Day 22 and the prompt is stars. Here I am looking at the age differences between love interests in Hollywood movies. Data found on Kaggle and downloaded from https://hollywoodagegap.com .
library (tidyverse)
library (here)
library (janitor)
library (ggrain)
library (ggeasy)
library (patchwork)
age_diff <- read_csv (here ("charts" , "2025-04-22_stars" , "hollywood age.csv" )) %>%
clean_names () %>%
select (movie_name, release_year, age_difference)
glimpse (age_diff)
Rows: 1,203
Columns: 3
$ movie_name <chr> "Harold and Maude", "Venus", "The Quiet American", "Sol…
$ release_year <dbl> 1971, 2006, 2002, 2009, 1998, 2010, 1992, 2016, 2009, 1…

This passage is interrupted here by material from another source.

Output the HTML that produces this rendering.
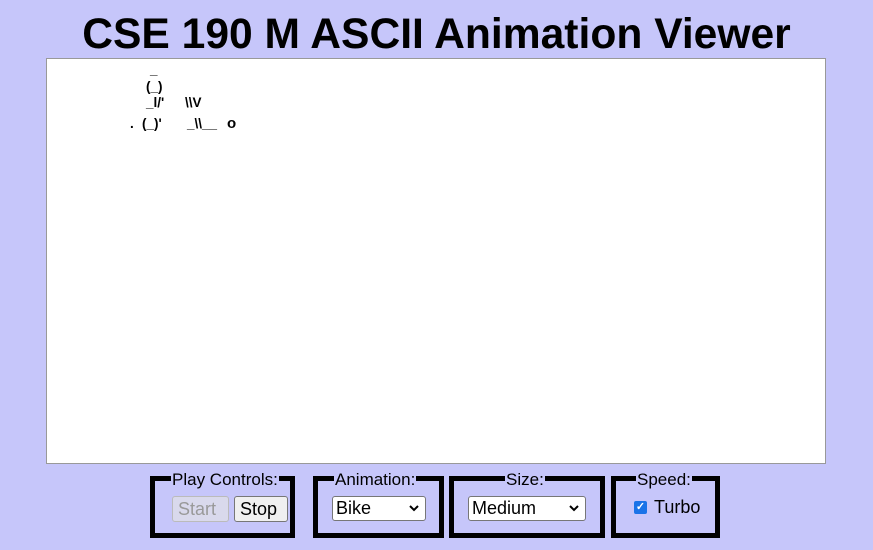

$ age_difference <dbl> 52, 50, 49, 45, 45, 43, 42, 41, 40, 39, 38, 38, 36, 36,…
plot
The increase in the number of movies made across this period makes any change in age difference over time difficult to see. Maybe creating a new variable that groups movies into decade will help.
age_diff %>%
ggplot (aes (x = release_year, y = age_difference)) +
geom_jitter ()
Here I am making a new decade column using case_when()
.
age_diff_decade <- age_diff %>%
mutate (decade = case_when (release_year < 1940 ~ "1930s" ,
release_year >= 1940 & release_year < 1950 ~ "1940s" ,
release_year >= 1950 & release_year < 1960 ~ "1950s" ,
release_year >= 1960 & release_year < 1970 ~ "1960s" ,
release_year >= 1970 & release_year < 1980 ~ "1970s" ,
release_year >= 1980 & release_year < 1990 ~ "1980s" ,
release_year >= 1990 & release_year < 2000 ~ "1990s" ,
release_year >= 2000 & release_year < 2010 ~ "2000s" ,
release_year >= 2010 & release_year < 2020 ~ "2010s" ,
release_year >= 2020 & release_year < 2030 ~ "2020s"
))
And plotting by decade instead of release year.
age_diff_decade %>%
ggplot (aes (x = decade, y = age_difference)) +
geom_jitter (width = 0.1 , alpha = 0.5 )
I haven’t tried a raincloud plot in a while- this might be a good use case. Raincloud plot combine raw points, box plot, and half violin to get a good idea of the distribution of the data.
Quick google and found the ggrain
package .
Code
p1 <- age_diff_decade %>%
filter (release_year < 1980 ) %>%
ggplot (aes (x = decade, y = age_difference, fill = decade)) +
geom_rain (alpha = .5 ,
boxplot.args.pos = list (
width = .1 , position = position_nudge (x = 0.2 )),
violin.args.pos = list (
side = "r" ,
width = 0.7 , position = position_nudge (x = 0.3 ))) +
theme_minimal () +
easy_remove_legend () +
scale_y_continuous (expand = c (0 ,0 ), limits = c (- .2 , 55 )) +
labs (y = "Age difference" , x = "Decade" ,
subtitle = "1930s - 1970s" )
p1
Code
p2 <- age_diff_decade %>%
filter (release_year >= 1980 ) %>%
ggplot (aes (x = decade, y = age_difference, fill = decade)) +
geom_rain (alpha = .5 ,
boxplot.args.pos = list (
width = .1 , position = position_nudge (x = 0.2 )),
violin.args.pos = list (
side = "r" ,
width = 0.7 , position = position_nudge (x = 0.3 ))) +
theme_minimal () +
easy_remove_legend () +
scale_y_continuous (expand = c (0 ,0 ), limits = c (- .2 , 55 )) +
labs (y = "Age difference" , x = "Decade" , subtitle = "1980s - current" )
p2
Here I am using the patchwork
package to combine the plots
p1 +
labs (title = "The age difference in years between movie love interests" ) +
p2 +
labs (caption = "Data from https://hollywoodagegap.com/" )